This past week has been a roller coaster… but not like you would expect it to be.
I had kidney stones at the end of last week and had to visit the ER for pain relief and a CT to make sure it was indeed kidney stones causing my pain. The ER was a mess – I didn’t get pain relief for about 3 hours, and was vomiting in pain.
Kidney stones have a very specific pain. And they are not fun, at all.
I dealt with my son’s music teacher, she was causing some scheduling issues and she broke a few strings on my son’s guitar, after I paid $30 for them to be replaced earlier that week. I was pissed, so I taught myself how to change the strings and got an app to help me tune it. I know it seems like something small, but I wear hearing aids, so I don’t trust my tuning anymore.

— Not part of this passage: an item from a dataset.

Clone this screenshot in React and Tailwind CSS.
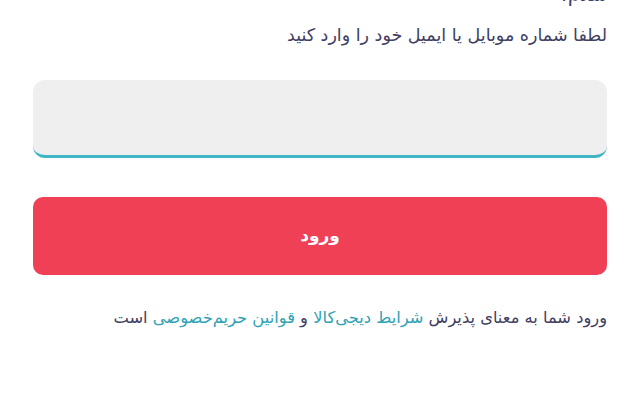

Anyways, we switched our home school curriculum a few weeks ago and we are doing AMAZING using it. There is less stress… my son really loves the coding program, and I am getting used to the program finally. School isn’t so hard anymore… and I think we can do this.
I struggle with they way I think…. am I doing the right thing for my child? Should I put him back in public school? And then I get reminded how horrible our experience was, and how little support we actually got. Yes we had meetings but things were not followed through… he was being left behind.

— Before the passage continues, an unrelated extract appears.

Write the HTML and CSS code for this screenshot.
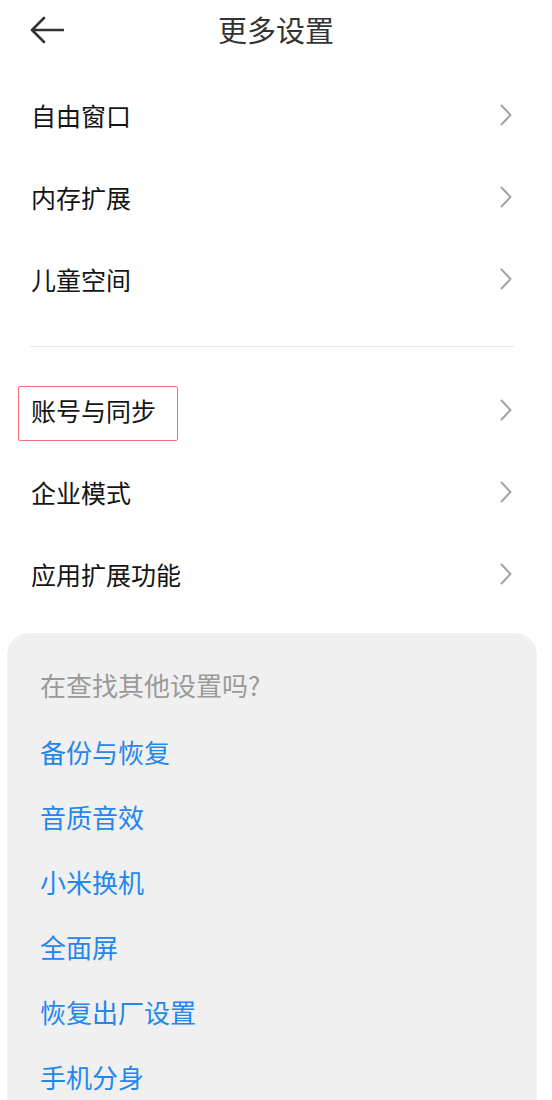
FILE: index.html
```html
<!DOCTYPE html>
<html lang="zh-CN">
<head>
<meta charset="utf-8">
<title>更多设置</title>
<link rel="stylesheet" href="styles.css">
</head>
<body>
<div class="page">
  <header class="header">
    <svg class="back" width="34" height="28" viewBox="0 0 34 28"><path d="M33 14H3M14 2L2 14l12 12" fill="none" stroke="#333" stroke-width="2.6" stroke-linecap="round" stroke-linejoin="round"/></svg>
    <h1 class="title">更多设置</h1>
  </header>
  <ul class="list first">
    <li class="row"><span class="label">自由窗口</span><svg class="chev" width="12" height="22" viewBox="0 0 12 22"><path d="M1.5 1.5L10.5 11 1.5 20.5" fill="none" stroke="#a3a3a3" stroke-width="2" stroke-linecap="round" stroke-linejoin="round"/></svg></li>
    <li class="row"><span class="label">内存扩展</span><svg class="chev" width="12" height="22" viewBox="0 0 12 22"><path d="M1.5 1.5L10.5 11 1.5 20.5" fill="none" stroke="#a3a3a3" stroke-width="2" stroke-linecap="round" stroke-linejoin="round"/></svg></li>
    <li class="row"><span class="label">儿童空间</span><svg class="chev" width="12" height="22" viewBox="0 0 12 22"><path d="M1.5 1.5L10.5 11 1.5 20.5" fill="none" stroke="#a3a3a3" stroke-width="2" stroke-linecap="round" stroke-linejoin="round"/></svg></li>
  </ul>
  <div class="divider"></div>
  <ul class="list second">
    <li class="row"><span class="label marked">账号与同步</span><svg class="chev" width="12" height="22" viewBox="0 0 12 22"><path d="M1.5 1.5L10.5 11 1.5 20.5" fill="none" stroke="#a3a3a3" stroke-width="2" stroke-linecap="round" stroke-linejoin="round"/></svg></li>
    <li class="row"><span class="label">企业模式</span><svg class="chev" width="12" height="22" viewBox="0 0 12 22"><path d="M1.5 1.5L10.5 11 1.5 20.5" fill="none" stroke="#a3a3a3" stroke-width="2" stroke-linecap="round" stroke-linejoin="round"/></svg></li>
    <li class="row"><span class="label">应用扩展功能</span><svg class="chev" width="12" height="22" viewBox="0 0 12 22"><path d="M1.5 1.5L10.5 11 1.5 20.5" fill="none" stroke="#a3a3a3" stroke-width="2" stroke-linecap="round" stroke-linejoin="round"/></svg></li>
  </ul>
  <section class="panel">
    <p class="panel-title">在查找其他设置吗?</p>
    <ul class="links">
      <li class="link">备份与恢复</li>
      <li class="link">音质音效</li>
      <li class="link">小米换机</li>
      <li class="link">全面屏</li>
      <li class="link">恢复出厂设置</li>
      <li class="link">手机分身</li>
    </ul>
  </section>
</div>
</body>
</html>
```
FILE: styles.css
```css
* { box-sizing: border-box; }
html, body {
  margin: 0;
  padding: 0;
  background: #fff;
  font-family: "Noto Sans CJK SC", "Noto Sans", sans-serif;
}
.page {
  width: 552px;
  height: 1100px;
  overflow: hidden;
}
.header {
  height: 58px;
  display: flex;
  align-items: center;
  justify-content: center;
  position: relative;
}
.back {
  position: absolute;
  left: 30px;
  top: 16px;
}
.title {
  margin: 0;
  font-size: 29px;
  font-weight: normal;
  color: #333;
  line-height: 58px;
  letter-spacing: 0;
}
.list {
  list-style: none;
  margin: 0;
  padding: 0;
}
.list.first { padding-top: 16px; }
.row {
  height: 82px;
  display: flex;
  align-items: center;
  justify-content: space-between;
  padding: 0 40px 0 31px;
}
.label {
  font-size: 25px;
  color: #141414;
  line-height: 1;
}
.marked { position: relative; }
.marked::after {
  content: "";
  position: absolute;
  left: -13px;
  right: -22px;
  top: -12px;
  bottom: -18px;
  border: 1.5px solid #f26d6d;
  border-radius: 2px;
}
.chev { display: block; }
.divider {
  height: 1px;
  background: #e8e8e8;
  margin: 26px 38px 22px 30px;
}
.panel {
  margin: 18px 15px 0 7px;
  background: #f0f0f0;
  border-radius: 22px;
  padding: 37px 32px 40px 33px;
  height: 600px;
}
.panel-title {
  margin: 0;
  font-size: 26px;
  color: #9a9a9a;
  line-height: 30px;
}
.links {
  list-style: none;
  margin: 0;
  padding: 0;
}
.link {
  font-size: 26px;
  color: #2387ee;
  height: 65px;
  line-height: 65px;
}
.link:first-child { margin-top: 19px; }
```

I know I am doing the right thing, I just need to remind myself of this.
In the mean time, I am going to order some pre-K materials for next year. I have decided to do pre-K at home for my daughter when she turns 2, she’s bright. And we can do home learning with her until kindergarten and then we can decide if we will home school her or not.
In the mean time – I met my new neighbor, BOTH of them. The one who lives directly next door to us has kids near my son’s age. So they may actually hang out! I am excited!
In the mean time, I have been working on things with my husband and I. For a while, with all the stresses going on, we were just stressing. But I feel like there has been a door opened between us.. just these last few months have been really eye opening. I have been trying to figure stuff out with my medication for my depression to help me out in my own mind…
I still have depression pretty bad – it keeps me up at night. But that’s life.
I have not really seen any of my friends lately IRL ,and my online ones seem distant at times but I feel okay about it because the changes in my life in general feel positive. I have actually had the urge to organize things in my house – and I am trying to make time between home schooling and taking care of a toddler to do that.
Our dog is better behaved and now she has gotten used to our neighbors dogs and barks less at them. She hasn’t caused any chaos this week.
I am trying to complete the planning for our vacation – just need to plan the itinerary.